### Stored records
--------------------------------------------------

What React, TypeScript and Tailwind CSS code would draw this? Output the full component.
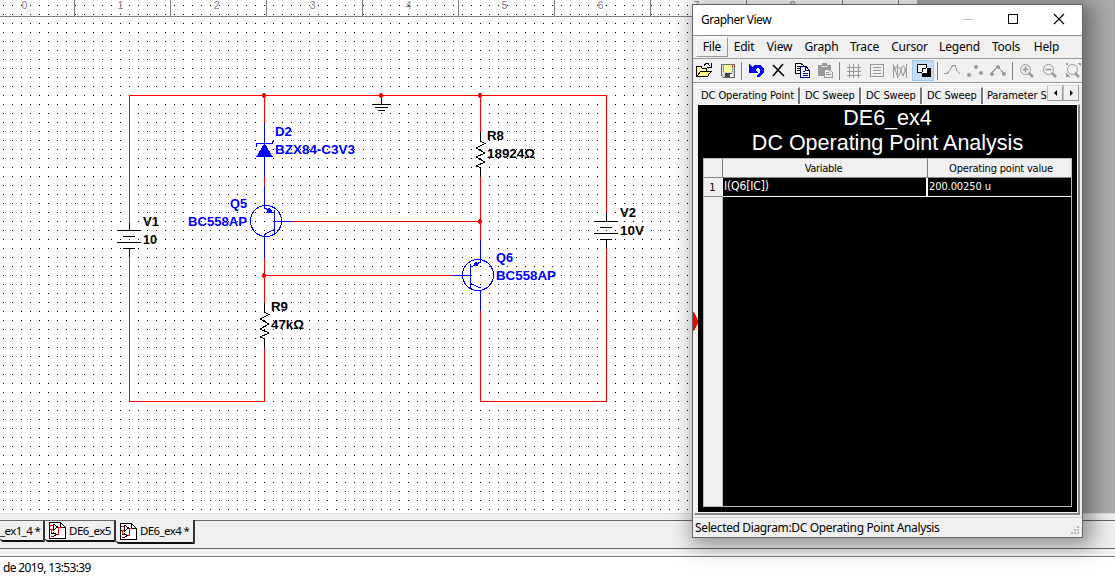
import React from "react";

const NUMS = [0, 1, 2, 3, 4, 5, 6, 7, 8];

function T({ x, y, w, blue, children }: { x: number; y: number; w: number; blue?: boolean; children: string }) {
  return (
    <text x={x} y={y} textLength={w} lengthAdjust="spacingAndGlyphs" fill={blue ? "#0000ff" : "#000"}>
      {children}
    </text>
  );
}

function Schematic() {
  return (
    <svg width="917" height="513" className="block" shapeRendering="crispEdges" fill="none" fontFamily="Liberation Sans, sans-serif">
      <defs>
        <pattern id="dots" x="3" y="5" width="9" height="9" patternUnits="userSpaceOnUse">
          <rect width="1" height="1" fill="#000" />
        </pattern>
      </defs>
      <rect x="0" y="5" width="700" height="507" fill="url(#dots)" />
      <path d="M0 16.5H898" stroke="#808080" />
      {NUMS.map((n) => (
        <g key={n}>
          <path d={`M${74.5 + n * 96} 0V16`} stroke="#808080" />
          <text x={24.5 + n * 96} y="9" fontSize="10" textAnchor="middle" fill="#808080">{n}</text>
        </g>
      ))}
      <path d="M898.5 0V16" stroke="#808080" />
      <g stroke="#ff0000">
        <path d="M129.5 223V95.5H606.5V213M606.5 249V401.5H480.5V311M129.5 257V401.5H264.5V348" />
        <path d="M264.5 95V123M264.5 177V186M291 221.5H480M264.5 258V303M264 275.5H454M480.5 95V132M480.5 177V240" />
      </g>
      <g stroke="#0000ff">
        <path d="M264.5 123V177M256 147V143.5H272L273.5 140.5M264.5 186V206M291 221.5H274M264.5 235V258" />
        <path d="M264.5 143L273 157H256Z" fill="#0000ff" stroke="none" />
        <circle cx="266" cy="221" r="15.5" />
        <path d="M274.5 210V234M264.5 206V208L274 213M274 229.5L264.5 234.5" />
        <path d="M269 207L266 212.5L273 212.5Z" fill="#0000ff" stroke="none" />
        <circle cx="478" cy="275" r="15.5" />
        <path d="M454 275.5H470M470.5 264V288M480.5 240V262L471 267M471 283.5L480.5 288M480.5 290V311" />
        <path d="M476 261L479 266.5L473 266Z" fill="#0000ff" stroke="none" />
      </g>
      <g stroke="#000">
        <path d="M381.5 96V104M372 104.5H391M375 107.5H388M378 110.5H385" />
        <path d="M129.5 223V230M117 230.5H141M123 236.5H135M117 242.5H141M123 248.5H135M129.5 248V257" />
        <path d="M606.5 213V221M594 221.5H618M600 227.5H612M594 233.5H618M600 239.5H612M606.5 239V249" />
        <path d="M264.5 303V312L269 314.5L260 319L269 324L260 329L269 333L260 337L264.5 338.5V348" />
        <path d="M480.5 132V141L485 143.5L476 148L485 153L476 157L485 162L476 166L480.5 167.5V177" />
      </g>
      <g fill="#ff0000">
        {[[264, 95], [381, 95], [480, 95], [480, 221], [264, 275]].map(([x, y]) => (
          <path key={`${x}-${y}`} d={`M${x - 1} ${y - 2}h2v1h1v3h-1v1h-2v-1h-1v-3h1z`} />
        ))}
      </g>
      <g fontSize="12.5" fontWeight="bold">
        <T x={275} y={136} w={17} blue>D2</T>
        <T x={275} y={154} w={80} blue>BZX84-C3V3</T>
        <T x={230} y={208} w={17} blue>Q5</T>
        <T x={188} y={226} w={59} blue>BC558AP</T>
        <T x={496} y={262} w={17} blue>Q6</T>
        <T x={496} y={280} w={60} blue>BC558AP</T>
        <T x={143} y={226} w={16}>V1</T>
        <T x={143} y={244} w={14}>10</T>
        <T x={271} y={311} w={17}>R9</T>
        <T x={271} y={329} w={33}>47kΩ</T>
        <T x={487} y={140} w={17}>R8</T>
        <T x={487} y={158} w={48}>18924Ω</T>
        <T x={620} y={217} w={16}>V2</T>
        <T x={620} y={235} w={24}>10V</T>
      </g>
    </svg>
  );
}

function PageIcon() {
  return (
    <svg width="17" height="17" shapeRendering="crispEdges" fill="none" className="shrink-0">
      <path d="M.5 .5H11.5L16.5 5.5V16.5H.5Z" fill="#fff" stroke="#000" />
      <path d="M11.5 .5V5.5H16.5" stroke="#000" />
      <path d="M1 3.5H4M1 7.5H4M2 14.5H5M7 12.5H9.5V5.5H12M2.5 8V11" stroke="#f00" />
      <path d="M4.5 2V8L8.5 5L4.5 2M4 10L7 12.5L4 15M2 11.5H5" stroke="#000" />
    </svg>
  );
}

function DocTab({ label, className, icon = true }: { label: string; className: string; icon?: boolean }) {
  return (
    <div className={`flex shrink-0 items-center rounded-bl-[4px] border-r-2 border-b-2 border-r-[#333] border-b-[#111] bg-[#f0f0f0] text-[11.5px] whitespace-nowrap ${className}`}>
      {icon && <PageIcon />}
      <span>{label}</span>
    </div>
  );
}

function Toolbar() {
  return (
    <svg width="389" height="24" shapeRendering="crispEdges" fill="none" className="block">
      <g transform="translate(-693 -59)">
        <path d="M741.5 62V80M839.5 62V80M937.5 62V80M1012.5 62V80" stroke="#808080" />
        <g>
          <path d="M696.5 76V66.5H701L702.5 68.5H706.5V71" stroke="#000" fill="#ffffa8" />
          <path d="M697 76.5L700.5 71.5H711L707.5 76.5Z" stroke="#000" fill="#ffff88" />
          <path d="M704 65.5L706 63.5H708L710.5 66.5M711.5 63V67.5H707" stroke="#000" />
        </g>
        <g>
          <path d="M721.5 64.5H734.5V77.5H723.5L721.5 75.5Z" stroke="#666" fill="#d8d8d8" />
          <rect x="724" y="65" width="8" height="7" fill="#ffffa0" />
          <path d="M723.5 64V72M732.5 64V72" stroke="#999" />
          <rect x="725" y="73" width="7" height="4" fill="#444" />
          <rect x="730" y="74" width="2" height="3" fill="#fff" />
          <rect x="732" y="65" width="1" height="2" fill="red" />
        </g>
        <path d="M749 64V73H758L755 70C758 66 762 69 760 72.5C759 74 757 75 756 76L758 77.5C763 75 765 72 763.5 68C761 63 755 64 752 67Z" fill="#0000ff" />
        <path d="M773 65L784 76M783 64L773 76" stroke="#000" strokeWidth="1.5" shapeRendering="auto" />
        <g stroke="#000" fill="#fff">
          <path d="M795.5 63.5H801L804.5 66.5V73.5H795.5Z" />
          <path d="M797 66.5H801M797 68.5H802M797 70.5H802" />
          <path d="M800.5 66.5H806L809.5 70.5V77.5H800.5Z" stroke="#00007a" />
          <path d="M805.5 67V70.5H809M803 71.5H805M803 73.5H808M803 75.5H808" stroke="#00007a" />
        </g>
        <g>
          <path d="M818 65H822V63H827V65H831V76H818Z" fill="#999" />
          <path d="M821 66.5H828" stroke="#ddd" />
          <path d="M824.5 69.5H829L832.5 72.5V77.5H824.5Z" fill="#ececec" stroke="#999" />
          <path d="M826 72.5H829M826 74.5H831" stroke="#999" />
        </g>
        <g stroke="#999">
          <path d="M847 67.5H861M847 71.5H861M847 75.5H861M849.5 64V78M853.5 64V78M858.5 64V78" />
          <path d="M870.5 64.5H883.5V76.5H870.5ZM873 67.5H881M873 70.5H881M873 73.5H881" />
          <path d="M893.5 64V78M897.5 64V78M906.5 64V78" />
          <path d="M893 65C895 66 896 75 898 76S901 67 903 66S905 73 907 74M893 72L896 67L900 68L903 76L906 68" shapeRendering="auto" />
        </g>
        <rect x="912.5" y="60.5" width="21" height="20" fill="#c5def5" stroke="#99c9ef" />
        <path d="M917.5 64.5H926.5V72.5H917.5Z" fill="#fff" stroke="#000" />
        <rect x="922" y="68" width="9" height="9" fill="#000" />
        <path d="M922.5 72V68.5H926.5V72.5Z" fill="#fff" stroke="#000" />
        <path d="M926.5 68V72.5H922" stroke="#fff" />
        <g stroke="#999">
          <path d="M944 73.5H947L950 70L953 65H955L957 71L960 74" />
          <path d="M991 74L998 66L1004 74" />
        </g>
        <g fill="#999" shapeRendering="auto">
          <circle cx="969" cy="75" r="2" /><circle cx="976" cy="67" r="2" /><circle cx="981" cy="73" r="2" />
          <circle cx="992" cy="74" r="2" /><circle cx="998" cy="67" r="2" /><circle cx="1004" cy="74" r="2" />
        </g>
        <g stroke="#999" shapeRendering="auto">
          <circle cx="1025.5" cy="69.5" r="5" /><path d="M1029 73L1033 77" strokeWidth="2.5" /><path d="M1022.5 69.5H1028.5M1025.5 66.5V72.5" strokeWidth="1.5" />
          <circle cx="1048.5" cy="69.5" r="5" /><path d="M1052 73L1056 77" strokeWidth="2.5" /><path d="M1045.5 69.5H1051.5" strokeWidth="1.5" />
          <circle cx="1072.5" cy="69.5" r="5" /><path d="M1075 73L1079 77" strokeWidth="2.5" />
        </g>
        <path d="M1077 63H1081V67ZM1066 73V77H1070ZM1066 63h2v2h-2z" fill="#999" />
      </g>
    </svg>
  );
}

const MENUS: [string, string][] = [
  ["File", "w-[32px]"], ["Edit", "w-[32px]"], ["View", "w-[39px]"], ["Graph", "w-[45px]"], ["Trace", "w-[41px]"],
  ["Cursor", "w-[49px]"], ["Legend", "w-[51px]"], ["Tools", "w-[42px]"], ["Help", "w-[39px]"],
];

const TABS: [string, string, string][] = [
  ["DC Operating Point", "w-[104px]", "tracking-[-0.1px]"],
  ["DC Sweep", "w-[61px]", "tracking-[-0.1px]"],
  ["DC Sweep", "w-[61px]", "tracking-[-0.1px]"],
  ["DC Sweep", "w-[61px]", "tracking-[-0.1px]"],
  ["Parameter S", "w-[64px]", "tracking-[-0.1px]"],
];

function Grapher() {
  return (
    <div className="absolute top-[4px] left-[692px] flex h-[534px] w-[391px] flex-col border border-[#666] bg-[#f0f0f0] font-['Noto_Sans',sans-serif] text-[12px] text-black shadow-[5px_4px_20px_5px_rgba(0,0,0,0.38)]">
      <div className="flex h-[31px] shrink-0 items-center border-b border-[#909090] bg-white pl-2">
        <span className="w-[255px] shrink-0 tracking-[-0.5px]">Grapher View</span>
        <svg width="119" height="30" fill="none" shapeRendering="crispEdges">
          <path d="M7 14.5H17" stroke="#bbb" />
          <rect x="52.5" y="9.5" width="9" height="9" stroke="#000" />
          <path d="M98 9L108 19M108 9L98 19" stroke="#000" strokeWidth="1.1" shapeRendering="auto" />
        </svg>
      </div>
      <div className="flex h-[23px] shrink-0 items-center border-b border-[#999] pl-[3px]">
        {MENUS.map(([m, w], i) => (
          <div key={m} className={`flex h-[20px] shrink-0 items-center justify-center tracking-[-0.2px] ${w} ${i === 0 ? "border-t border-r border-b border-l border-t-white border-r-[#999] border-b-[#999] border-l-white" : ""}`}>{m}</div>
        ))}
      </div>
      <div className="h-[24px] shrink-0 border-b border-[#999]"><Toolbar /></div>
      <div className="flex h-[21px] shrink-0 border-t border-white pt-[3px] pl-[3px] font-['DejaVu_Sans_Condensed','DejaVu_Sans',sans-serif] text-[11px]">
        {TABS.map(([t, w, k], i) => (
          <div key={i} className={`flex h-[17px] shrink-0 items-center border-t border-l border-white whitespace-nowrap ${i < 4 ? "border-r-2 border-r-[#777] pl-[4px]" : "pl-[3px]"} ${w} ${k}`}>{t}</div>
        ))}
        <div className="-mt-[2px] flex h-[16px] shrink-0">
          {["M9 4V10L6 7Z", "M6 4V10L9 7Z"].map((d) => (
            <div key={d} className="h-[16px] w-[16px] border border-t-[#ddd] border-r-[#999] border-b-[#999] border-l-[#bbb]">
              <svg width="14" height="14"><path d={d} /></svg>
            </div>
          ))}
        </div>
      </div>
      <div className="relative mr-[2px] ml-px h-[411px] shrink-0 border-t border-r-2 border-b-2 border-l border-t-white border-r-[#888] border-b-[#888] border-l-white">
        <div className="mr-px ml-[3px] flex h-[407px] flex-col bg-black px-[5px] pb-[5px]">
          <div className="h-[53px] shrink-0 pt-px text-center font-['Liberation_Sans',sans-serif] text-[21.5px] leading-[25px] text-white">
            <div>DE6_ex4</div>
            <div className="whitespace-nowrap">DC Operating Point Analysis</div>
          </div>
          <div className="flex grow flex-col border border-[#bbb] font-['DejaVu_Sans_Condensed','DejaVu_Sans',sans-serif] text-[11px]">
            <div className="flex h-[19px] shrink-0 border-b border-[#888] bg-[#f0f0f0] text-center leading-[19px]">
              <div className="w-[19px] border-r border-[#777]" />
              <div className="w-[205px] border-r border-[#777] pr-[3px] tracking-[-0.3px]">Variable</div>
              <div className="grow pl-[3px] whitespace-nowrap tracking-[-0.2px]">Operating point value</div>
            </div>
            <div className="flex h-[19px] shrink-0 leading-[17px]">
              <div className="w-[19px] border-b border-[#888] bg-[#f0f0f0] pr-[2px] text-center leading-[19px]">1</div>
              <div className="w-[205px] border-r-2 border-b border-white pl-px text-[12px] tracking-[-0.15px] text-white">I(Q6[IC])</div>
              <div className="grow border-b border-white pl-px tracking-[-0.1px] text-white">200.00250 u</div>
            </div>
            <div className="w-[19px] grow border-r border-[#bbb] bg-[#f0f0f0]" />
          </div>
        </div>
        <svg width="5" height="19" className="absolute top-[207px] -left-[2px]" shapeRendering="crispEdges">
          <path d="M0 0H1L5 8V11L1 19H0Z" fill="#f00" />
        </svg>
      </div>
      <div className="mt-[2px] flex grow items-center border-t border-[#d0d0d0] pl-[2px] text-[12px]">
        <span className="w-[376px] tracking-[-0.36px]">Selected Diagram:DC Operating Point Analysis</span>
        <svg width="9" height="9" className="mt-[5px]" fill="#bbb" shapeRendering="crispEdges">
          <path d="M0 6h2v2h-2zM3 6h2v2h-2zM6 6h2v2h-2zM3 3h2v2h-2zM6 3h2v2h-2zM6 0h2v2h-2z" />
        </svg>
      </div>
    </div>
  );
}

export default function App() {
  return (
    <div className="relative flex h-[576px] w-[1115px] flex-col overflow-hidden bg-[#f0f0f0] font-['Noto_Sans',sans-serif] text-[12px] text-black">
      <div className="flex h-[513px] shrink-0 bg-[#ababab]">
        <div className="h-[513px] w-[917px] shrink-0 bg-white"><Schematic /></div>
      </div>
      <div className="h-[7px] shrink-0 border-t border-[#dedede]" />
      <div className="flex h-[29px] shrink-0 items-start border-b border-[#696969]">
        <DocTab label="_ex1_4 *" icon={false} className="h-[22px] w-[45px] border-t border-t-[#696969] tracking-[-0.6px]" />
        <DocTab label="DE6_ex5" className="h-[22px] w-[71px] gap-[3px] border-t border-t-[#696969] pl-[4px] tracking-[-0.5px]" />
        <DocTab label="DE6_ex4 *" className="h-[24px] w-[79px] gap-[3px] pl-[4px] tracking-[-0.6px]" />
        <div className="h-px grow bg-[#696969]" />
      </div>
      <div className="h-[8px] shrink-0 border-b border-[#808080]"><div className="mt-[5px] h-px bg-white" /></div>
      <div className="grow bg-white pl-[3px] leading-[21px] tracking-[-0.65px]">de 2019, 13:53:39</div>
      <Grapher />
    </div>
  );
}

--------------------------------------------------

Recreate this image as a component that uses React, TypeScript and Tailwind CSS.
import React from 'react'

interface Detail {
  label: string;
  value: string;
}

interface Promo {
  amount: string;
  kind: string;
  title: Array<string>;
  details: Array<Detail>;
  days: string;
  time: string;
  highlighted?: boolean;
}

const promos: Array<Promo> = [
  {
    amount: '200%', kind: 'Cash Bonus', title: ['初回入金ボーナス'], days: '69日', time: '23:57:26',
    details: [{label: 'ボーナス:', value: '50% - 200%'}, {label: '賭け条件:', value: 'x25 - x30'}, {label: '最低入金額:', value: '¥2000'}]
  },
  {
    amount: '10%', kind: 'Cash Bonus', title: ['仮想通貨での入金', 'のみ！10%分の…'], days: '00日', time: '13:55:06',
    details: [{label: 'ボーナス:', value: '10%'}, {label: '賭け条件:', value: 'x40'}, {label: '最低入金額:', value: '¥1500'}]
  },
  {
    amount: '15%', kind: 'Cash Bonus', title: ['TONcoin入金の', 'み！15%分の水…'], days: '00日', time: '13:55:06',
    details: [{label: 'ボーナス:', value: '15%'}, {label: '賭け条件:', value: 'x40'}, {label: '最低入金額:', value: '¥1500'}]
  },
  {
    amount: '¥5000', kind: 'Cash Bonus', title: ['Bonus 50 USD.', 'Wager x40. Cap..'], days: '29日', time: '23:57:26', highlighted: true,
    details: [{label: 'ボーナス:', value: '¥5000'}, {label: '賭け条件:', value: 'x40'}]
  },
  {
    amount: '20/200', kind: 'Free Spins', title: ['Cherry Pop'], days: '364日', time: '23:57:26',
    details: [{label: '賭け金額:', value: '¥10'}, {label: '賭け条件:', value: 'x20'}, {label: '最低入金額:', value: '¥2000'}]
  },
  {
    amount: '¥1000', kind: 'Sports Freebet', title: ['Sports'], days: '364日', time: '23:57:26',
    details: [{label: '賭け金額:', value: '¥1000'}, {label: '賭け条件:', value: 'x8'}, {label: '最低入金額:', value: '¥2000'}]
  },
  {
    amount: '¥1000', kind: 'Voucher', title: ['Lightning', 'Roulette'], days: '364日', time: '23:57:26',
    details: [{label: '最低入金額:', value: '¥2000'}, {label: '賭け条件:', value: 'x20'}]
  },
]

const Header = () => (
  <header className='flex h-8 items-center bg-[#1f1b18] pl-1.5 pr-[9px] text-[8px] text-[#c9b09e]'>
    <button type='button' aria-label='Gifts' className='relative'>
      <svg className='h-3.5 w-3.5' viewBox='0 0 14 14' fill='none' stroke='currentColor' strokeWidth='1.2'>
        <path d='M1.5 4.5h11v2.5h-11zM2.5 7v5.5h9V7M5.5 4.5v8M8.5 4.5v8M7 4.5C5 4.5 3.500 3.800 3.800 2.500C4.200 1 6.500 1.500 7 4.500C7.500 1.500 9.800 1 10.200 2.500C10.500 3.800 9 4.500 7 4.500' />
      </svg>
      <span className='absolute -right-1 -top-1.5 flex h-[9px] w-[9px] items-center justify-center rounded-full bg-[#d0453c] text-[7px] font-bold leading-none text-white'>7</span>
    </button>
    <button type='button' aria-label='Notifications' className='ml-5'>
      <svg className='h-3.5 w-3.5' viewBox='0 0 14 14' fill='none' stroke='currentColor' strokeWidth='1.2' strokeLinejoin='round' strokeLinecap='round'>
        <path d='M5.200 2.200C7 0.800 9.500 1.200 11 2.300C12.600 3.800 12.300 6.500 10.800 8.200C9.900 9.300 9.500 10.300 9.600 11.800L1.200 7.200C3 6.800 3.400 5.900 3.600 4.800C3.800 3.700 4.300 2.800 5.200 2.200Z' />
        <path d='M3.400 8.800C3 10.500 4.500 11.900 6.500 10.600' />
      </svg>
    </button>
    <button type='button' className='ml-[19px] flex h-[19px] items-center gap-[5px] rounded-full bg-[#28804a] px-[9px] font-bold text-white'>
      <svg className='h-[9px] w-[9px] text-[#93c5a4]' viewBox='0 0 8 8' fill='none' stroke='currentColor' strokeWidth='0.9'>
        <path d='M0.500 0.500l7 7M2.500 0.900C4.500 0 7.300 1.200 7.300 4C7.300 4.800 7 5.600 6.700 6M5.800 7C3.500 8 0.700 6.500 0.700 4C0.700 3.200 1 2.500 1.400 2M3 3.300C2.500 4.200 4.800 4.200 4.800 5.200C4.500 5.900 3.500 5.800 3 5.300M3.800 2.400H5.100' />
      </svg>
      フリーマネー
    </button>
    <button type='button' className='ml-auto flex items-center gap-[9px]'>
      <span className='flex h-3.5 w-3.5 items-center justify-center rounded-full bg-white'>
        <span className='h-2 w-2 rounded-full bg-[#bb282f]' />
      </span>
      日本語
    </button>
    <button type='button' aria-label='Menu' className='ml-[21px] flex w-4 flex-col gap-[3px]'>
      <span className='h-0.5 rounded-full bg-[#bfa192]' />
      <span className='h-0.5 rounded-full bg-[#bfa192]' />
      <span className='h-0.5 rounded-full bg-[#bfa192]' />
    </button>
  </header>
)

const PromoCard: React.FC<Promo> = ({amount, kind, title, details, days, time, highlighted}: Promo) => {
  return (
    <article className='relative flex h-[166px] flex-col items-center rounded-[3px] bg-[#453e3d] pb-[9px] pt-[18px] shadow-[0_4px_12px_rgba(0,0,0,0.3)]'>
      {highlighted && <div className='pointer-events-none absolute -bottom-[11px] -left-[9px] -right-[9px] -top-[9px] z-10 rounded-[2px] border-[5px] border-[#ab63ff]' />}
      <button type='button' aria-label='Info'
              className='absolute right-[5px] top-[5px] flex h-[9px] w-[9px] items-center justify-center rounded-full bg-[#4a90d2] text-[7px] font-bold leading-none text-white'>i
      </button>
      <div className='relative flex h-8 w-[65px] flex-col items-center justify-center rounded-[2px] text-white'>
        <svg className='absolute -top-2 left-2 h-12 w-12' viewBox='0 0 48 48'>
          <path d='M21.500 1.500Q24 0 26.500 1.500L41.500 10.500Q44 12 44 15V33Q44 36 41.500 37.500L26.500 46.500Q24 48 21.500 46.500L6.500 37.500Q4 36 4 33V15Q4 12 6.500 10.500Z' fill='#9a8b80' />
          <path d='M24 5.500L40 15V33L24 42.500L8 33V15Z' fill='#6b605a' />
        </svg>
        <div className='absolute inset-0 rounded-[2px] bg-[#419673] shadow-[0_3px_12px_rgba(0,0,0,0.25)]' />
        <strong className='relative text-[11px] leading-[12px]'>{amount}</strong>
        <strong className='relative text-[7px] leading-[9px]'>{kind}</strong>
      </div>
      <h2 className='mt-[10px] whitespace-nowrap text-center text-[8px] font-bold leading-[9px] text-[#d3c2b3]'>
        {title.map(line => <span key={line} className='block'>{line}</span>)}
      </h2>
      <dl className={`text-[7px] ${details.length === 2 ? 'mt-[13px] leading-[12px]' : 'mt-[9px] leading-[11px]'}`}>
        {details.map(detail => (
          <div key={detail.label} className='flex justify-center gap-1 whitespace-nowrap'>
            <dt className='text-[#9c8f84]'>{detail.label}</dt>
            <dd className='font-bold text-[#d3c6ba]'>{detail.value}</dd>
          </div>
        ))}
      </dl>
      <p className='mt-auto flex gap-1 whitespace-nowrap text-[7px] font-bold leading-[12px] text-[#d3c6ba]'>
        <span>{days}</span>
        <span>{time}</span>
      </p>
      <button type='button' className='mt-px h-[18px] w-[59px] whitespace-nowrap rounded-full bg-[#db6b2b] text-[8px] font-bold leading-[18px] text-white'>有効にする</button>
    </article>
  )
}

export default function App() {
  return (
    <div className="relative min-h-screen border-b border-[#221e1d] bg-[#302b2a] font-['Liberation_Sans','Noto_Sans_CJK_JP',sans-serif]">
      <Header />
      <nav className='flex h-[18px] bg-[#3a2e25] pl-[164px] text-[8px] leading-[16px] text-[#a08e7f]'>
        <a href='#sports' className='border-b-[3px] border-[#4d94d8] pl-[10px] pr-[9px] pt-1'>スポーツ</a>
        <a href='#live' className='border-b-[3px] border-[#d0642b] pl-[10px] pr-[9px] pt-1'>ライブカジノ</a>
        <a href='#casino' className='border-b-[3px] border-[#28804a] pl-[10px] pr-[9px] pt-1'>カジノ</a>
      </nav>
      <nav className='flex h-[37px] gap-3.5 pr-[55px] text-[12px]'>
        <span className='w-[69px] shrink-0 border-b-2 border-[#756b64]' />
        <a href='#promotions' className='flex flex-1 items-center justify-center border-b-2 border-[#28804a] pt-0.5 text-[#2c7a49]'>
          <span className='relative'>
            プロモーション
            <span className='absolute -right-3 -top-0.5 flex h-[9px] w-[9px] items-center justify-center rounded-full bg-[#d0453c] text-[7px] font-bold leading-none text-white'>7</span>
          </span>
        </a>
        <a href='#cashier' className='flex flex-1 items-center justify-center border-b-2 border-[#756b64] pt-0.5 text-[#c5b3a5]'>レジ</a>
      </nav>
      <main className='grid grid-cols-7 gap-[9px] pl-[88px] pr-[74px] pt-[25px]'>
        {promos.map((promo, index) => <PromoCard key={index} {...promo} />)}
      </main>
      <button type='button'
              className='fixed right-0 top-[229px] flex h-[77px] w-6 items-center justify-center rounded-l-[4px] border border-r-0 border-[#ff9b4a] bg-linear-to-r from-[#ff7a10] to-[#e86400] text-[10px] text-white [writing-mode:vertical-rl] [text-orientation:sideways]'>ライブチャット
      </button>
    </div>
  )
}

--------------------------------------------------

### Problem
Repeat, with no pictures, exactly the lines from the one containing "What React, TypeScript" through the one containing "const NUMS = [0, 1, 2, 3, 4, 5, 6, 7, 8];", the first and last included.

### Task result
What React, TypeScript and Tailwind CSS code would draw this? Output the full component.
import React from "react";

const NUMS = [0, 1, 2, 3, 4, 5, 6, 7, 8];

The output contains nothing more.